(TASK DESCRIPTION): Reproduce the lines from the one bearing "Reproduce this screenshot" through the one bearing "Give me the", inclusive. Copy them exactly; include no other line.

━━━━━ DATA EXTRACT

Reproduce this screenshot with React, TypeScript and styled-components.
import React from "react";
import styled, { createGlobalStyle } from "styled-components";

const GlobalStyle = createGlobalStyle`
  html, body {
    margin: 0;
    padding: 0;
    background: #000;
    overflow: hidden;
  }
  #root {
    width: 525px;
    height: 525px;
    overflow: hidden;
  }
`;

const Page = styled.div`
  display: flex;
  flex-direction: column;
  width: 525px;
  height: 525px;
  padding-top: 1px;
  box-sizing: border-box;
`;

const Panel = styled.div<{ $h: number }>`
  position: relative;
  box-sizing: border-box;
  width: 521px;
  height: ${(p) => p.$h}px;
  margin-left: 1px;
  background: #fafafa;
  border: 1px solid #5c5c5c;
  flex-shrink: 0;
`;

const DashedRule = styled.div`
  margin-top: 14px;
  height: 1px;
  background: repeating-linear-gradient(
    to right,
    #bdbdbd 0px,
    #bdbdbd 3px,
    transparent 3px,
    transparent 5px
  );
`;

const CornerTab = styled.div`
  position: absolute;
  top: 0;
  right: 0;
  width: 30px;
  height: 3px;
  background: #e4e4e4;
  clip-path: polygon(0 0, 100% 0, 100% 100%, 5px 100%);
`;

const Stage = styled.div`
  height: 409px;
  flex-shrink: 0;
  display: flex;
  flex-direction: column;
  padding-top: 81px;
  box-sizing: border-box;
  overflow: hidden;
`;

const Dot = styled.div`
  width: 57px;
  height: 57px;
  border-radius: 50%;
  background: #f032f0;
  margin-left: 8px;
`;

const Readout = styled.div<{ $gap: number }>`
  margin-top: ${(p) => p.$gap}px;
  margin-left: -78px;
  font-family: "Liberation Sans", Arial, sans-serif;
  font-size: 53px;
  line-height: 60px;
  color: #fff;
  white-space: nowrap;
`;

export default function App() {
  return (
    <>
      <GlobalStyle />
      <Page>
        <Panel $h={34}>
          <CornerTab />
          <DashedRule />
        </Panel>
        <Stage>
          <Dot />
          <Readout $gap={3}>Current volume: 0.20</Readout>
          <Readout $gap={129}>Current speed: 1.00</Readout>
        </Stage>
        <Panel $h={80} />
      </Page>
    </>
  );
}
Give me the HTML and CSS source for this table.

━━━━━━━━━━
━━━━━ DATA EXTRACT

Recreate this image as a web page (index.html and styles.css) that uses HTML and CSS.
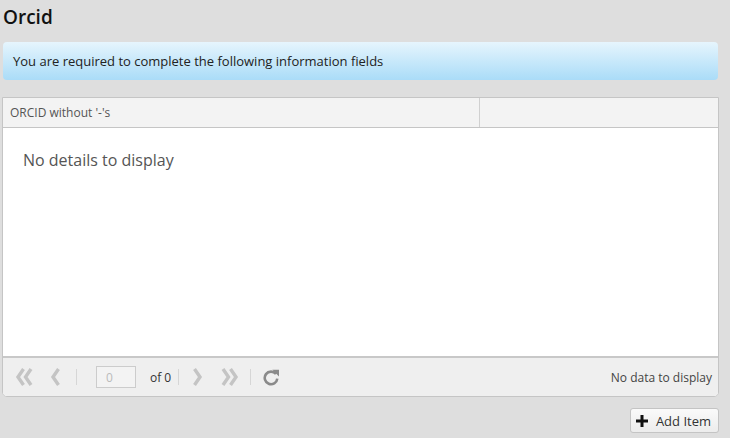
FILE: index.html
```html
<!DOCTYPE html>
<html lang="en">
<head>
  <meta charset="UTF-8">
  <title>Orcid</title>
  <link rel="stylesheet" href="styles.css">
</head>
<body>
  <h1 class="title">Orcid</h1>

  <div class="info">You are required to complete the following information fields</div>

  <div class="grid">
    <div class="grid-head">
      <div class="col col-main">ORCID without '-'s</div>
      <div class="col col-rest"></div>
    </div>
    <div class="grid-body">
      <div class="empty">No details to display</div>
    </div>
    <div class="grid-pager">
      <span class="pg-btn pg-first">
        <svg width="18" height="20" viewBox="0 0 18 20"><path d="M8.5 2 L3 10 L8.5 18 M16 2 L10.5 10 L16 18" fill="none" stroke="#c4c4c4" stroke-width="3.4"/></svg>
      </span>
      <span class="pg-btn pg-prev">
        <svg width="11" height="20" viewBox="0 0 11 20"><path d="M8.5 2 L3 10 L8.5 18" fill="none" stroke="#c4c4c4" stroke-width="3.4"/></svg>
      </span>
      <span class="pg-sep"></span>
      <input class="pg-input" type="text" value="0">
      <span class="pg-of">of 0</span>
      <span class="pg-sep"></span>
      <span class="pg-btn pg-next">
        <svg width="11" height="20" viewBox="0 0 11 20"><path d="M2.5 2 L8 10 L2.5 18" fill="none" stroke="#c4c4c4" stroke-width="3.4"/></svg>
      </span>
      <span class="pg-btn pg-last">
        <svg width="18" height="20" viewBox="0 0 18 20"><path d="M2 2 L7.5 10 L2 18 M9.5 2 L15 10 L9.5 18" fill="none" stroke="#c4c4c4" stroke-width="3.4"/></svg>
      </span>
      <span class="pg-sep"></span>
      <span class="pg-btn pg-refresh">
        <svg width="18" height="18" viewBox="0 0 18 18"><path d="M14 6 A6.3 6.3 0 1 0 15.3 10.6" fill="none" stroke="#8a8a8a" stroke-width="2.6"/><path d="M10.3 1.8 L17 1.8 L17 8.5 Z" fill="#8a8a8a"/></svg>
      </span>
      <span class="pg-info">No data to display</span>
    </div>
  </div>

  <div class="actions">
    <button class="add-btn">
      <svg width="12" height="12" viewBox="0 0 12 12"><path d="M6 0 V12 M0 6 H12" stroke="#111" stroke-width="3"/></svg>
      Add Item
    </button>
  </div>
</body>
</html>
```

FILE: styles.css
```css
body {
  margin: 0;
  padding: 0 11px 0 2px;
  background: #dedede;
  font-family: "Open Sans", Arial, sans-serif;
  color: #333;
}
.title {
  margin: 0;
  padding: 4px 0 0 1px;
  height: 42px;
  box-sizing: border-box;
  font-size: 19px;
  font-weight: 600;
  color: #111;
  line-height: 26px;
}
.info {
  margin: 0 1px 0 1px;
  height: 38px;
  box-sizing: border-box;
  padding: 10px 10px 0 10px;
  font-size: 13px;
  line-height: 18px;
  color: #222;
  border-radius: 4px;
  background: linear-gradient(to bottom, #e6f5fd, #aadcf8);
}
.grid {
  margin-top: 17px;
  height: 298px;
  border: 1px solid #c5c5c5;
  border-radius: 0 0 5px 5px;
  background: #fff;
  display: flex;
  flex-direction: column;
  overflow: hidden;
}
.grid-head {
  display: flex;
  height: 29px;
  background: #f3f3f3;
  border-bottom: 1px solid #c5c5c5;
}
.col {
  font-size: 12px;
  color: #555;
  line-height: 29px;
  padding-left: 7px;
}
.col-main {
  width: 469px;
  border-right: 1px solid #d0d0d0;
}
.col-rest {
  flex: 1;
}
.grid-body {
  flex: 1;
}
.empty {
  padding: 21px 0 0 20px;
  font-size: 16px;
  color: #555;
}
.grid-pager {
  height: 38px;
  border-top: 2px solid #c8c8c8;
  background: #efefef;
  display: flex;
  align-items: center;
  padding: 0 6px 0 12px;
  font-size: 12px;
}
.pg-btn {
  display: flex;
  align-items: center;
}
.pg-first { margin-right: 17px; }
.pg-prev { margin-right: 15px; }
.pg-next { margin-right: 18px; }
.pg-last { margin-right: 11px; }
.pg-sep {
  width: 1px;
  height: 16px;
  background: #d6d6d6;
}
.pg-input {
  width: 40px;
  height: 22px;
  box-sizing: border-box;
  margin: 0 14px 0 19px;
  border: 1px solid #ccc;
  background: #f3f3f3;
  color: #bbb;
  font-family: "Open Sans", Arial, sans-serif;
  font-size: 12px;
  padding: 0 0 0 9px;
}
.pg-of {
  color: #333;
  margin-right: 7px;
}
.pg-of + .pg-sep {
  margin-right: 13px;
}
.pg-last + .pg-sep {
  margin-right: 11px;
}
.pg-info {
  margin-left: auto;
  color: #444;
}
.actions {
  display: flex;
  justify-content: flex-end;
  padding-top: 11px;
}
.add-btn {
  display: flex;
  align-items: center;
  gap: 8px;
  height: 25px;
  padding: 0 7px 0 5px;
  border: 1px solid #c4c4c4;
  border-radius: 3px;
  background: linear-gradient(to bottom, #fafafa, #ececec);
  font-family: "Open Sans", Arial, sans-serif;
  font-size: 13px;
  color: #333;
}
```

━━━━━━━━━━

(EXERCISE ANSWER):
Reproduce this screenshot with React, TypeScript and styled-components.
import React from "react";
import styled, { createGlobalStyle } from "styled-components";

const GlobalStyle = createGlobalStyle`
  html, body {
    margin: 0;
    padding: 0;
    background: #000;
    overflow: hidden;
  }
  #root {
    width: 525px;
    height: 525px;
    overflow: hidden;
  }
`;

const Page = styled.div`
  display: flex;
  flex-direction: column;
  width: 525px;
  height: 525px;
  padding-top: 1px;
  box-sizing: border-box;
`;

const Panel = styled.div<{ $h: number }>`
  position: relative;
  box-sizing: border-box;
  width: 521px;
  height: ${(p) => p.$h}px;
  margin-left: 1px;
  background: #fafafa;
  border: 1px solid #5c5c5c;
  flex-shrink: 0;
`;

const DashedRule = styled.div`
  margin-top: 14px;
  height: 1px;
  background: repeating-linear-gradient(
    to right,
    #bdbdbd 0px,
    #bdbdbd 3px,
    transparent 3px,
    transparent 5px
  );
`;

const CornerTab = styled.div`
  position: absolute;
  top: 0;
  right: 0;
  width: 30px;
  height: 3px;
  background: #e4e4e4;
  clip-path: polygon(0 0, 100% 0, 100% 100%, 5px 100%);
`;

const Stage = styled.div`
  height: 409px;
  flex-shrink: 0;
  display: flex;
  flex-direction: column;
  padding-top: 81px;
  box-sizing: border-box;
  overflow: hidden;
`;

const Dot = styled.div`
  width: 57px;
  height: 57px;
  border-radius: 50%;
  background: #f032f0;
  margin-left: 8px;
`;

const Readout = styled.div<{ $gap: number }>`
  margin-top: ${(p) => p.$gap}px;
  margin-left: -78px;
  font-family: "Liberation Sans", Arial, sans-serif;
  font-size: 53px;
  line-height: 60px;
  color: #fff;
  white-space: nowrap;
`;

export default function App() {
  return (
    <>
      <GlobalStyle />
      <Page>
        <Panel $h={34}>
          <CornerTab />
          <DashedRule />
        </Panel>
        <Stage>
          <Dot />
          <Readout $gap={3}>Current volume: 0.20</Readout>
          <Readout $gap={129}>Current speed: 1.00</Readout>
        </Stage>
        <Panel $h={80} />
      </Page>
    </>
  );
}
Give me the HTML and CSS source for this table.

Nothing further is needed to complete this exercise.